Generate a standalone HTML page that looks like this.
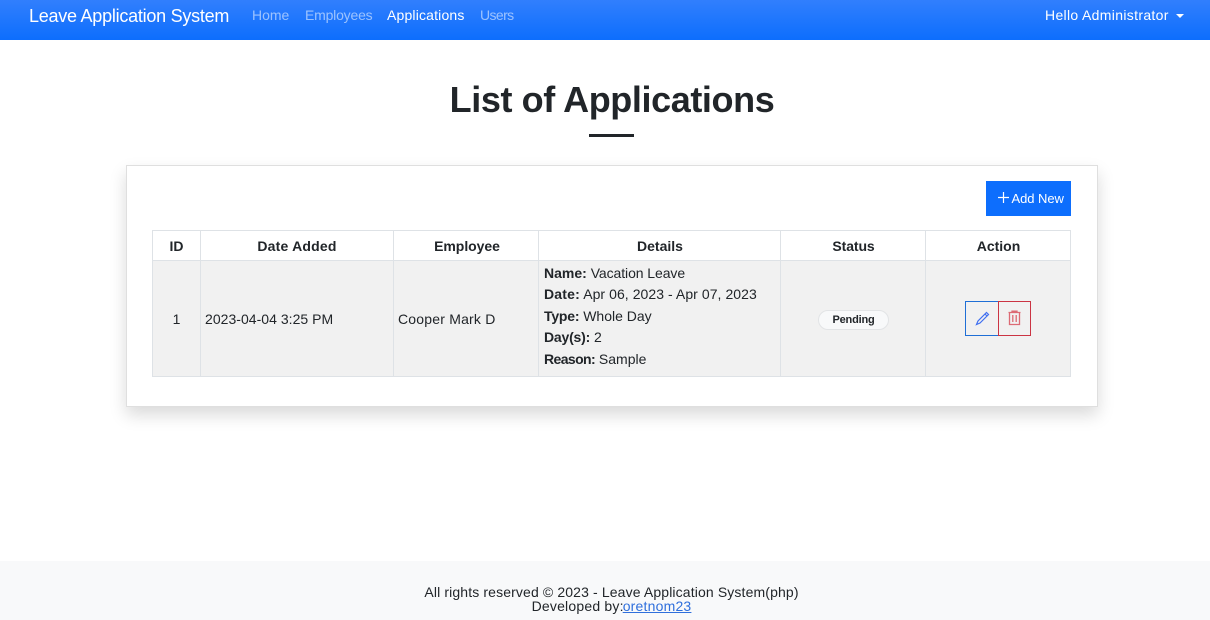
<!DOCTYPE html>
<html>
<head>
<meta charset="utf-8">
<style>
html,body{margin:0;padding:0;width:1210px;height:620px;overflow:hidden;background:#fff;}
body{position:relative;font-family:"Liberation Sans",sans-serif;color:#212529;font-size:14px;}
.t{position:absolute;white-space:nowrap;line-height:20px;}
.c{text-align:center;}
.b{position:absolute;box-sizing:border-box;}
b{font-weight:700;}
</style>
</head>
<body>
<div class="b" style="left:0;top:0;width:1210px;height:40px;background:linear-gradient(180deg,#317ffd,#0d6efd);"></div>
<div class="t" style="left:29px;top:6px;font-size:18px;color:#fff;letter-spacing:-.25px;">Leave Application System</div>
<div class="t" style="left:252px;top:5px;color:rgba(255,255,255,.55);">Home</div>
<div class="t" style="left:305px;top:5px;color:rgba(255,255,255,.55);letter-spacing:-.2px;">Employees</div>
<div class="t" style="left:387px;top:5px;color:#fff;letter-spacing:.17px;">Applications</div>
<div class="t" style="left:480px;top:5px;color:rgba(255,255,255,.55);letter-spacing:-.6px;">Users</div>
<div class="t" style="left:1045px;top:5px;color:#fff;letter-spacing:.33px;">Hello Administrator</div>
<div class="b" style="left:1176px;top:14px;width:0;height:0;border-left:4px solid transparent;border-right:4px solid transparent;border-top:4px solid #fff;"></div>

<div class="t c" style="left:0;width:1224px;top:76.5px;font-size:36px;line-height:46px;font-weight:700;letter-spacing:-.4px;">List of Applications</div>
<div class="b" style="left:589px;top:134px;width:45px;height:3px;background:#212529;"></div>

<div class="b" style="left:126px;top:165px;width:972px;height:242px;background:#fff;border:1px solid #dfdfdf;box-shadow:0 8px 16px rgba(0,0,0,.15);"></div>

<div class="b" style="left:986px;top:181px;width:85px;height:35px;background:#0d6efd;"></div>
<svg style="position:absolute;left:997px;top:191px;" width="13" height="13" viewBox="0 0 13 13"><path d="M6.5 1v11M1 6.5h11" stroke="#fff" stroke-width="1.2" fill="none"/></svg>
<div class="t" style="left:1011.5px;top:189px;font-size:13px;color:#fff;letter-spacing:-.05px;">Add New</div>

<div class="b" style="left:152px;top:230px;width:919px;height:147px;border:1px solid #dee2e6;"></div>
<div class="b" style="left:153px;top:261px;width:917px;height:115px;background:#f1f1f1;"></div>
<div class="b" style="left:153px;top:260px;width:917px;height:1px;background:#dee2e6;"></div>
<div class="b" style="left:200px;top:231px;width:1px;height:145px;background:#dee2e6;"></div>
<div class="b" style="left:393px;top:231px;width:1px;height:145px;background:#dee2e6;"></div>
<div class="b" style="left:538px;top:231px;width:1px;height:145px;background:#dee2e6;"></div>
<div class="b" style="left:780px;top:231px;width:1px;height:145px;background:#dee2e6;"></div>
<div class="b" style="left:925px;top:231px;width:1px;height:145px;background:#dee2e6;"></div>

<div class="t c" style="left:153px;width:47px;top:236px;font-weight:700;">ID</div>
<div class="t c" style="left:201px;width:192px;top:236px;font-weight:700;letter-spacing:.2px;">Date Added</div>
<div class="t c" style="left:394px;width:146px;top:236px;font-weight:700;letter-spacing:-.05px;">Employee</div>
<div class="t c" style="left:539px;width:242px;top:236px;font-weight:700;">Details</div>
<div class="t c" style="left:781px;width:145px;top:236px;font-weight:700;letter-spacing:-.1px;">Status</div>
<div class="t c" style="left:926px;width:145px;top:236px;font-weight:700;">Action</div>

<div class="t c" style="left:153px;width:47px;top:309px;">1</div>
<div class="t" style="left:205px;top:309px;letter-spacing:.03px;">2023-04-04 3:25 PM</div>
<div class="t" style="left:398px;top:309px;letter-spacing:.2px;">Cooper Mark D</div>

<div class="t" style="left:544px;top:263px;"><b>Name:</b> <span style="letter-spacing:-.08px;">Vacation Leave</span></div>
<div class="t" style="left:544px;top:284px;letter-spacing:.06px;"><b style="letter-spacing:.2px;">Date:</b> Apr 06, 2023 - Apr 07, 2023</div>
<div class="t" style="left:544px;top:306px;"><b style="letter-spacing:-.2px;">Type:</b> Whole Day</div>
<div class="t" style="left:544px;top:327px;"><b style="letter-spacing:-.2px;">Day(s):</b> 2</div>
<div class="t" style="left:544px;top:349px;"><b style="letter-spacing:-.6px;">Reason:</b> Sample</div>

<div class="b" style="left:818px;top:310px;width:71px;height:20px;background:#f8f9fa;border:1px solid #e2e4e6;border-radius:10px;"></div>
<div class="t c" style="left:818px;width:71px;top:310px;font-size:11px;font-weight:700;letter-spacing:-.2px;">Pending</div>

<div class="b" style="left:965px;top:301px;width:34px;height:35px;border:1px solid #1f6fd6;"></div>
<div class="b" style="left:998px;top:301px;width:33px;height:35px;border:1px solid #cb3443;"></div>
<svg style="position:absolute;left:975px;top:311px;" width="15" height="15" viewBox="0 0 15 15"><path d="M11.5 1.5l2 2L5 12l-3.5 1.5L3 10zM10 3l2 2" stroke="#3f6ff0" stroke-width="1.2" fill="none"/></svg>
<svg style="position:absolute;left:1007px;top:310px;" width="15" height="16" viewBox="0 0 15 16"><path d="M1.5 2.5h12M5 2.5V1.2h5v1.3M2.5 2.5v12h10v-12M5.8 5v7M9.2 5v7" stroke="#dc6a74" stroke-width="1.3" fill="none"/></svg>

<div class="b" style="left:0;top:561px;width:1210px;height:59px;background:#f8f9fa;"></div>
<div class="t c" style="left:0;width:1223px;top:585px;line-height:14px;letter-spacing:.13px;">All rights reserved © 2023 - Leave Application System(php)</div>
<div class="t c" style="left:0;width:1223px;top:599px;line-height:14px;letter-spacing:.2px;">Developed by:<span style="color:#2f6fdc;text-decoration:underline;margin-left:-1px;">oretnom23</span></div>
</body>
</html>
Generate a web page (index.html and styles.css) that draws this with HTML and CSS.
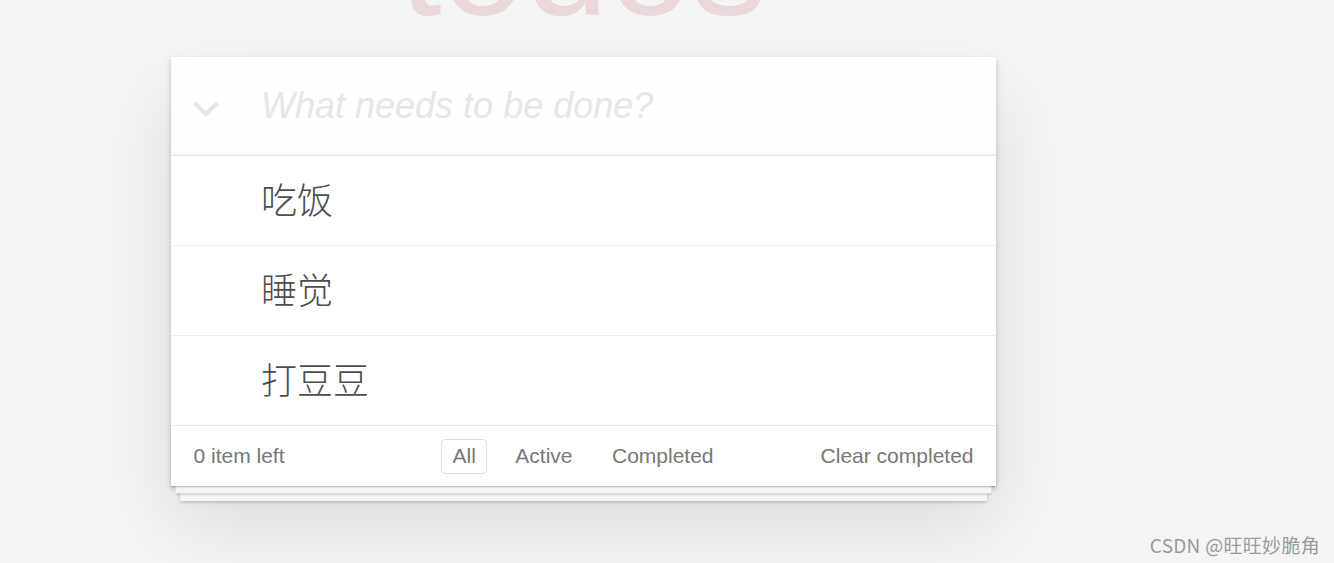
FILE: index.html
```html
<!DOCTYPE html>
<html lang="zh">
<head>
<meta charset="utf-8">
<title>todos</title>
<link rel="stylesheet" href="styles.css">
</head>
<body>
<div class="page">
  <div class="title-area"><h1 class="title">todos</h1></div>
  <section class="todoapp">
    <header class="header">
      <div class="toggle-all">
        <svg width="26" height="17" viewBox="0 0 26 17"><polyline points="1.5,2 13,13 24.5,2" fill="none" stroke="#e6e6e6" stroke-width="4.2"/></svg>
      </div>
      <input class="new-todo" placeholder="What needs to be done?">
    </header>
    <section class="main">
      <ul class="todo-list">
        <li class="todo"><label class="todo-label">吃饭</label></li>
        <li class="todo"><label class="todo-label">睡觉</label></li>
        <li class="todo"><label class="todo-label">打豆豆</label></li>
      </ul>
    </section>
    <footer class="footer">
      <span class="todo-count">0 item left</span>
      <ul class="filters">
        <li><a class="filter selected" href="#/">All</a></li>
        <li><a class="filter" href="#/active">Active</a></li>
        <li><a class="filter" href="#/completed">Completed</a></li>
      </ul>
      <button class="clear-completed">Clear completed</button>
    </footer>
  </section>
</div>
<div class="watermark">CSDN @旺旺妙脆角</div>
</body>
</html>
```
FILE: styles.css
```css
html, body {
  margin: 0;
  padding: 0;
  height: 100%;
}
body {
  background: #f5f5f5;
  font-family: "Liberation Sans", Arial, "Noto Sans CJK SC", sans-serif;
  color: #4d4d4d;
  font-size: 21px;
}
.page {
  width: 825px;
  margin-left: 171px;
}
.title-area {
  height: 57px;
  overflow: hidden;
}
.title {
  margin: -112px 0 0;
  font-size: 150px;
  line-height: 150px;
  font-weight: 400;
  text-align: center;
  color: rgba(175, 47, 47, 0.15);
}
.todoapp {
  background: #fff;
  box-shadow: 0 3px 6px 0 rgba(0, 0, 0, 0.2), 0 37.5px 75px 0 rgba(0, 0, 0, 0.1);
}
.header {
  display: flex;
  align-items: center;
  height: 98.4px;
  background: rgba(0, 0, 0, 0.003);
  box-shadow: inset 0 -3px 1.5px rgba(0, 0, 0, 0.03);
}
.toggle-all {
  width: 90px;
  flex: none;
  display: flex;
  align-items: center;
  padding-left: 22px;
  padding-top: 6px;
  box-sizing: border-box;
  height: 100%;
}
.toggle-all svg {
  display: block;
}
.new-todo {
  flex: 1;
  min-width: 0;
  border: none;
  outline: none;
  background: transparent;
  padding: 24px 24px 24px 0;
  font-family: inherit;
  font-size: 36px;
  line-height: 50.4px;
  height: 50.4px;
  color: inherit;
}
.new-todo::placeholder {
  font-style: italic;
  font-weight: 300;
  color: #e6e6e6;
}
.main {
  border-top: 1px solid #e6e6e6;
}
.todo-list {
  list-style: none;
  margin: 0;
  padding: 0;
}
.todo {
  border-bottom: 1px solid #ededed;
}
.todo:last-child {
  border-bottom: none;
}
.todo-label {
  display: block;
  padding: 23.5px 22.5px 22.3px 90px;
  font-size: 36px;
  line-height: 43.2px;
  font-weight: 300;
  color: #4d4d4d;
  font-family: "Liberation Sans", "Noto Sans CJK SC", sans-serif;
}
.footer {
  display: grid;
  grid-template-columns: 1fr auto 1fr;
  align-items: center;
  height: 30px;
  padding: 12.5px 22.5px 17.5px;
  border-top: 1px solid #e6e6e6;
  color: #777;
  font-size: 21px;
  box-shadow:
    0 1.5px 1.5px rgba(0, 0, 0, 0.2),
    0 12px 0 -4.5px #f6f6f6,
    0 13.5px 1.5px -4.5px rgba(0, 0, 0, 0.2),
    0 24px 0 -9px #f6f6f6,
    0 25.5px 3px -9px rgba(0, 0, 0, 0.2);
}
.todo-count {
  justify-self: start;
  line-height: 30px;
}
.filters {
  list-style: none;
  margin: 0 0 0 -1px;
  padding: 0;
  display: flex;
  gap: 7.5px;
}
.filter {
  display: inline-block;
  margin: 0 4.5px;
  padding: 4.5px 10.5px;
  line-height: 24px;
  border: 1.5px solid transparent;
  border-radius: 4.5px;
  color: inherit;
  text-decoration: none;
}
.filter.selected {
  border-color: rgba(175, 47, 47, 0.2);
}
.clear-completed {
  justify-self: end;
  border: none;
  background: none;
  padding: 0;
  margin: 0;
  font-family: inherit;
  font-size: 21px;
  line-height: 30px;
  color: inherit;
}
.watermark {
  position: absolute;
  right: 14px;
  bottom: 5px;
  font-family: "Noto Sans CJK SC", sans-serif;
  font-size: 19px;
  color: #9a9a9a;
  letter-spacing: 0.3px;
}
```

============================================================

◆ **WORK TO BE COMPLETED**
Identify all lines where the word "page" shows up. Copy them.

◆ **TASK RESPONSE**
Generate a standalone HTML page that looks like this.
Generate a web page (index.html and styles.css) that draws this with HTML and CSS.
<div class="page">
.page {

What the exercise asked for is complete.